New scientific analysis shows Corot reworked this painting - read on to find out what the original painting looked like.

Technical notes

Oil on canvas, lined, 34.0 x 73.2 cm, visible surface (edges are covered by brown paper). Signed bottom right in brown paint: COROT. (fig.1) 

fig.1 Jean-Baptiste-Camille Corot, 'Avignon from the West', 1836

Support

The canvas is lined and the stretcher is presumably original. A label on the back with a Gothic ‘f’ and the number ‘69’ possibly refers to James Staats Forbes, a former owner of the work. Similar labels have been found on other paintings in the Gallery’s collection which are known to have come from his collection1.

Materials and technique2

The off-white ground is predominately lead white. The entire foreground has been painted over by the artist with a dark olive-green paint.

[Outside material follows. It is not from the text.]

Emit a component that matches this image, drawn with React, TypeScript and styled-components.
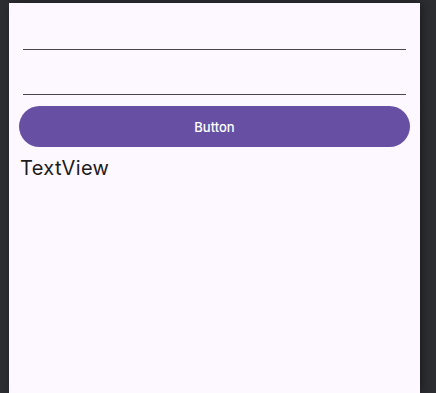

fig. 2 X-ray photograph of Jean-Baptiste-Camille Corot,  'Avignon from the West', 1836

The X-ray photograph (fig. 2) shows that the road which appears on the right actually runs along the entire foreground as far as the houses, but has been softened, and in some places eliminated by this khaki scrub-like landscape (fig 3). To the upper right of the foreground houses, a cliff or quarry was later covered over by a tree3

fig. 3 Detail from Jean-Baptiste-Camille Corot, 'Avignon from the West', 1836

A ragged edge of dull olive-green paint, applied with a dry brush, is visible under the top edge of the khaki overpaint, especially around the group of trees, left of centre. It is also visible under the green of the tree left of centre, overlaid with a blue-green, and by the house, indicating that this is part of the reworking, and suggesting that the small group of trees was also almost certainly added at this time (fig 4).

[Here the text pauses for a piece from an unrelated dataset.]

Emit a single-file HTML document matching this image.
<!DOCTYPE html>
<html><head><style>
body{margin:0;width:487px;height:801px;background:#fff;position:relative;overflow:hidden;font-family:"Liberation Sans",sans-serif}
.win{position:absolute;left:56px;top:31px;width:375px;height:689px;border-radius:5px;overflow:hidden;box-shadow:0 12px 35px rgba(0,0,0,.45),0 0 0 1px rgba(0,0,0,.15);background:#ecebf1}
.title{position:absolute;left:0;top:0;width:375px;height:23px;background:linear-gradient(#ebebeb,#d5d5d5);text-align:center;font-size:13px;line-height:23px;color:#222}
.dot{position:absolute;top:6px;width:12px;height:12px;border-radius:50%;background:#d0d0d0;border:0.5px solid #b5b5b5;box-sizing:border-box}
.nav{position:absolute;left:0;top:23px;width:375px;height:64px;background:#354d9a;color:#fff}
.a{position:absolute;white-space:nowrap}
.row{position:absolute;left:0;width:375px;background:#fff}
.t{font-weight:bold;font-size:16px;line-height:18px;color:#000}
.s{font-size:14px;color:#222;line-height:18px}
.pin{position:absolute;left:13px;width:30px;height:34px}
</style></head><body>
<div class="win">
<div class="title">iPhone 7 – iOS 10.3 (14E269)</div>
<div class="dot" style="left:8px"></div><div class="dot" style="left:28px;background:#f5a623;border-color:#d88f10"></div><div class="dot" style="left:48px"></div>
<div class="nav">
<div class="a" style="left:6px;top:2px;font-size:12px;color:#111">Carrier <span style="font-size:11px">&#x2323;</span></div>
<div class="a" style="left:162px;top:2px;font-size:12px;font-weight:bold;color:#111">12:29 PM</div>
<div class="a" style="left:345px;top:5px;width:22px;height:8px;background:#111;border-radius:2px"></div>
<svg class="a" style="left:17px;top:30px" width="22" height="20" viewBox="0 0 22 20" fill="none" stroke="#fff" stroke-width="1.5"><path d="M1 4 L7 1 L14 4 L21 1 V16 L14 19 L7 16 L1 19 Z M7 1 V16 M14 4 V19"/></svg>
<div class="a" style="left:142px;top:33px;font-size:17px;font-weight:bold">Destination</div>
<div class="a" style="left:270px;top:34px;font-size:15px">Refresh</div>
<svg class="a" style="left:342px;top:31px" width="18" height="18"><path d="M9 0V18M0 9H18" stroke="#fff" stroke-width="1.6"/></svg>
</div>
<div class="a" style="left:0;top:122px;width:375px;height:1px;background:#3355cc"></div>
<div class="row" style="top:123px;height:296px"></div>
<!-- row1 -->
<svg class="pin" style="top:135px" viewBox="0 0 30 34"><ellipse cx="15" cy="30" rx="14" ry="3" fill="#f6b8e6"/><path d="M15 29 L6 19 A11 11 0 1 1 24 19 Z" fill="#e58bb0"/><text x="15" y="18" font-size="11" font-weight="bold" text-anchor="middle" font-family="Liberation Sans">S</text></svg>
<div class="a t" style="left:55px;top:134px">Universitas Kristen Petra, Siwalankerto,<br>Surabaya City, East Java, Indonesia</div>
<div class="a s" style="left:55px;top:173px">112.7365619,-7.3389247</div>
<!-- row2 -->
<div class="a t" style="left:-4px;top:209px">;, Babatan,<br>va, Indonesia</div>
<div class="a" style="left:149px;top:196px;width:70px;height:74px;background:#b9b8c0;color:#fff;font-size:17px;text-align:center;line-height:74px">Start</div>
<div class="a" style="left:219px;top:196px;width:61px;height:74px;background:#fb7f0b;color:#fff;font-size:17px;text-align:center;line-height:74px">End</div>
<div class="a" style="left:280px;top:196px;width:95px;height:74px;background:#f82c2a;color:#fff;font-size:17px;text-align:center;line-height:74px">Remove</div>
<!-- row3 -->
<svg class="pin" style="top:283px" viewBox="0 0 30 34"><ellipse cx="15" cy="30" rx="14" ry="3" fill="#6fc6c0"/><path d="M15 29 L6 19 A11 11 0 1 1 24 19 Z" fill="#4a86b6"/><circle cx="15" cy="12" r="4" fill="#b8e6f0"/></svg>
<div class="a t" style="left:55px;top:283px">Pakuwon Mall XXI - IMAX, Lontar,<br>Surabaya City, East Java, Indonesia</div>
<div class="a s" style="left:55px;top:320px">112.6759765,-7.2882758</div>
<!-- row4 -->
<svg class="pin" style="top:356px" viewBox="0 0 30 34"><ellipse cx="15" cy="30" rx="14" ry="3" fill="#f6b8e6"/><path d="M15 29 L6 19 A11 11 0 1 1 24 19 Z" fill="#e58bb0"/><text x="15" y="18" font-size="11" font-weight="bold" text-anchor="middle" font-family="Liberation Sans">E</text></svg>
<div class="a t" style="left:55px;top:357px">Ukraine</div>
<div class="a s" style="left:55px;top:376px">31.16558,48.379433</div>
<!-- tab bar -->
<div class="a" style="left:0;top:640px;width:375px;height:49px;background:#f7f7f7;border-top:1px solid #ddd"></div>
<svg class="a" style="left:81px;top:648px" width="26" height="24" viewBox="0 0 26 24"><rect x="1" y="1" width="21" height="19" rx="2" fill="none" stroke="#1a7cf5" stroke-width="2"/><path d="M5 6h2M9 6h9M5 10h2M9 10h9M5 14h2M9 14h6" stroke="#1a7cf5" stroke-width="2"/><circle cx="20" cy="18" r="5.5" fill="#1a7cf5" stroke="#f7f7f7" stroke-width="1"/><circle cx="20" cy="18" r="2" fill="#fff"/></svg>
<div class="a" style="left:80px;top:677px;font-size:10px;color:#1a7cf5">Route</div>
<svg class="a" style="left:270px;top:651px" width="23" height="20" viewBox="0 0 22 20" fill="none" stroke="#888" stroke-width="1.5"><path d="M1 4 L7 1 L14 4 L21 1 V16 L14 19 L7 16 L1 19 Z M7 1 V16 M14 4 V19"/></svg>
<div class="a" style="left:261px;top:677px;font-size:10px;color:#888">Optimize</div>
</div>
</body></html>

fig. 4 Detail from Jean-Baptiste-Camille Corot, 'Avignon from the West', 1836

In addition, scientific analysis has shown that the dull green of the middle foreground is multi-layered, with up to six layers over the ground. Some of these layers contain cobalt blue, orange (possibly vermilion) and ultramarine blue. The sky contains cobalt blue and lead white with traces of opaque red. There are no traces of dirt or varnish between the layers, suggesting that Corot did not add the top layer at a substantially later stage.

The repainting is also stylistically of the same period. In the case of another view of the area painted in 1836, 'Villeneuve-lès-Avignon, Fort Saint-André' (The Hague, Mesdag Museum; fig. 5), Corot returned to the painting in around 1865 to1870. He again reworked the foreground, adding a clump of trees and some figures, but the additions are predominantly in his late style, and the flickering touches of foliage and shimmering brushwork contrast with the tighter handling of the main picture4.

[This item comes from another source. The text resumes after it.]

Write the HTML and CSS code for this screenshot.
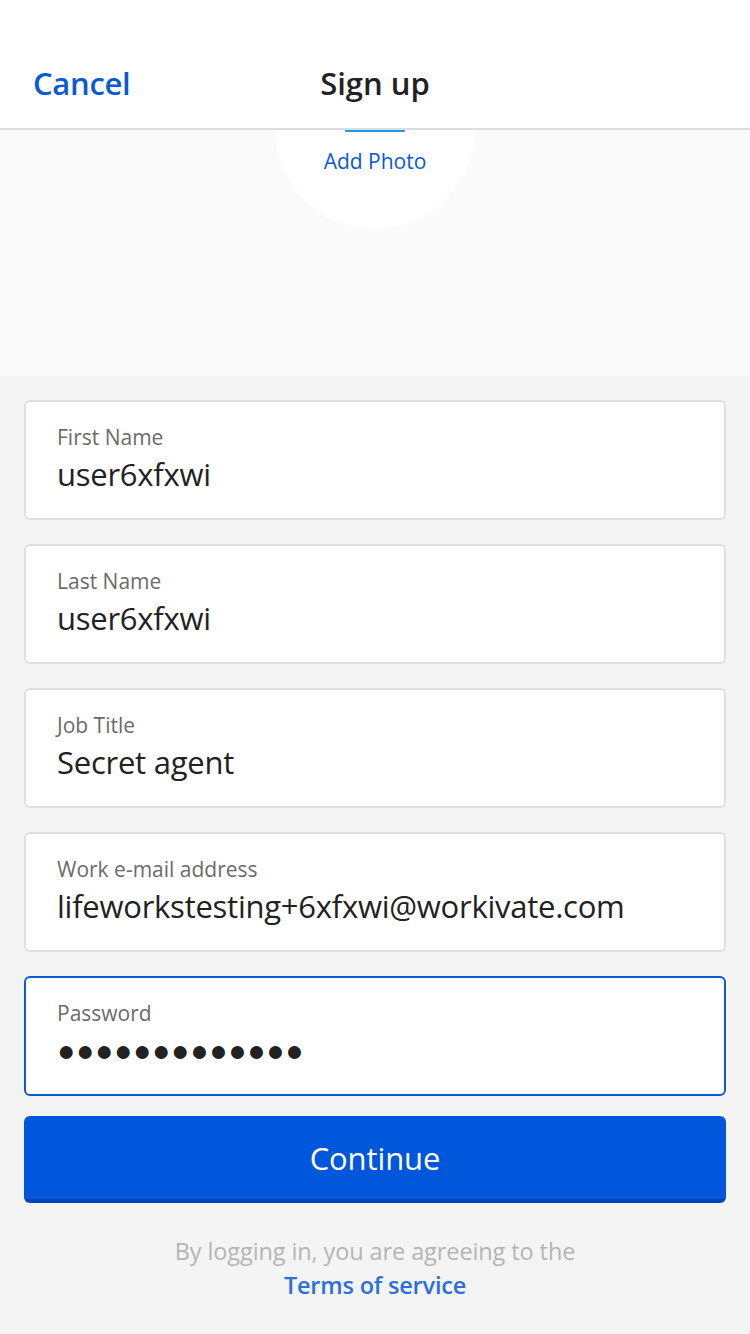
FILE: index.html
```html
<!DOCTYPE html>
<html>
<head>
<meta charset="utf-8">
<link rel="stylesheet" href="styles.css">
</head>
<body>
<div class="page">
  <header class="topbar">
    <span class="cancel">Cancel</span>
    <span class="title">Sign up</span>
    <span class="spacer"></span>
  </header>
  <section class="photo">
    <div class="circle">
      <div class="icon-bar"></div>
      <div class="add-photo">Add Photo</div>
    </div>
  </section>
  <main class="form">
    <div class="field">
      <div class="label">First Name</div>
      <div class="value">user6xfxwi</div>
    </div>
    <div class="field">
      <div class="label">Last Name</div>
      <div class="value">user6xfxwi</div>
    </div>
    <div class="field">
      <div class="label">Job Title</div>
      <div class="value">Secret agent</div>
    </div>
    <div class="field">
      <div class="label">Work e-mail address</div>
      <div class="value">lifeworkstesting+6xfxwi@workivate.com</div>
    </div>
    <div class="field focused">
      <div class="label">Password</div>
      <div class="value dots">●●●●●●●●●●●●●</div>
    </div>
    <button class="continue">Continue</button>
    <div class="legal">
      <div class="legal-text">By logging in, you are agreeing to the</div>
      <div class="terms">Terms of service</div>
    </div>
  </main>
</div>
</body>
</html>
```
FILE: styles.css
```css
* { box-sizing: border-box; }
html, body {
  margin: 0;
  padding: 0;
  background: #f4f4f4;
  font-family: "Open Sans", "Noto Sans", sans-serif;
}
.page {
  width: 750px;
  height: 1334px;
  overflow: hidden;
  background: #f4f4f4;
}
.topbar {
  position: relative;
  z-index: 2;
  height: 130px;
  background: #ffffff;
  border-bottom: 2px solid #dcdcdc;
  display: grid;
  grid-template-columns: 1fr auto 1fr;
  align-items: end;
  padding: 0 33px 25px 33px;
}
.cancel {
  justify-self: start;
  color: #0a5ad8;
  font-size: 31px;
  font-weight: 600;
  line-height: 40px;
  letter-spacing: -0.3px;
}
.title {
  color: #222222;
  font-size: 31px;
  font-weight: 600;
  line-height: 40px;
}
.photo {
  height: 246px;
  background: #fafafa;
  overflow: hidden;
  display: flex;
  justify-content: center;
}
.circle {
  width: 200px;
  height: 200px;
  margin-top: -101px;
  border-radius: 50%;
  background: #ffffff;
  display: flex;
  flex-direction: column;
  align-items: center;
}
.icon-bar {
  width: 60px;
  height: 3px;
  margin-top: 100px;
  background: #1a9ae8;
  border-radius: 2px;
}
.add-photo {
  margin-top: 14px;
  color: #0a5ad8;
  font-size: 21px;
  line-height: 30px;
}
.form {
  padding: 24px 24px 0;
  display: flex;
  flex-direction: column;
}
.field {
  height: 120px;
  background: #ffffff;
  border: 2px solid #dedede;
  border-radius: 6px;
  padding: 21px 0 0 31px;
  margin-bottom: 24px;
}
.field.focused {
  border-color: #0a5ad8;
  margin-bottom: 20px;
}
.label {
  color: #6b6b6b;
  font-size: 21px;
  line-height: 29px;
}
.value {
  color: #222222;
  font-size: 31px;
  line-height: 42px;
  margin-top: 1px;
  letter-spacing: -0.25px;
}
.value.dots {
  font-size: 30px;
  letter-spacing: 0.9px;
  line-height: 42px;
}
.continue {
  height: 87px;
  width: 100%;
  border: none;
  border-bottom: 4px solid #0046b8;
  border-radius: 6px;
  background: #0057dc;
  color: #ffffff;
  font-family: "Open Sans", "Noto Sans", sans-serif;
  font-size: 31px;
  padding: 0;
  letter-spacing: -0.1px;
}
.legal {
  margin-top: 31px;
  text-align: center;
}
.legal-text {
  color: #b5b5b5;
  font-size: 23.5px;
  line-height: 34px;
  letter-spacing: -0.1px;
}
.terms {
  color: #2b6fdf;
  font-size: 23.5px;
  font-weight: 600;
  line-height: 34px;
  letter-spacing: -0.2px;
}
```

fig. 5 Jean-Baptiste-Camille Corot, ‘Villeneuve-lès-Avignon, Fort Saint-André’, 1836/about 1870, Rijksmuseum Mesdag
© SCALA, Florence 

Medium analysis has shown the presence of heat-bodied walnut oil (or a mixture of linseed oil and poppyseed oil) and heat-bodied linseed oil as binders.

Conservation and condition

NG 3237 was cleaned and restored by the Gallery in 2000. The paint is generally in good condition. There is a prominent craquelure, and during the 2000 restoration a substantial discoloured varnish engrained into the paint texture was cleaned off.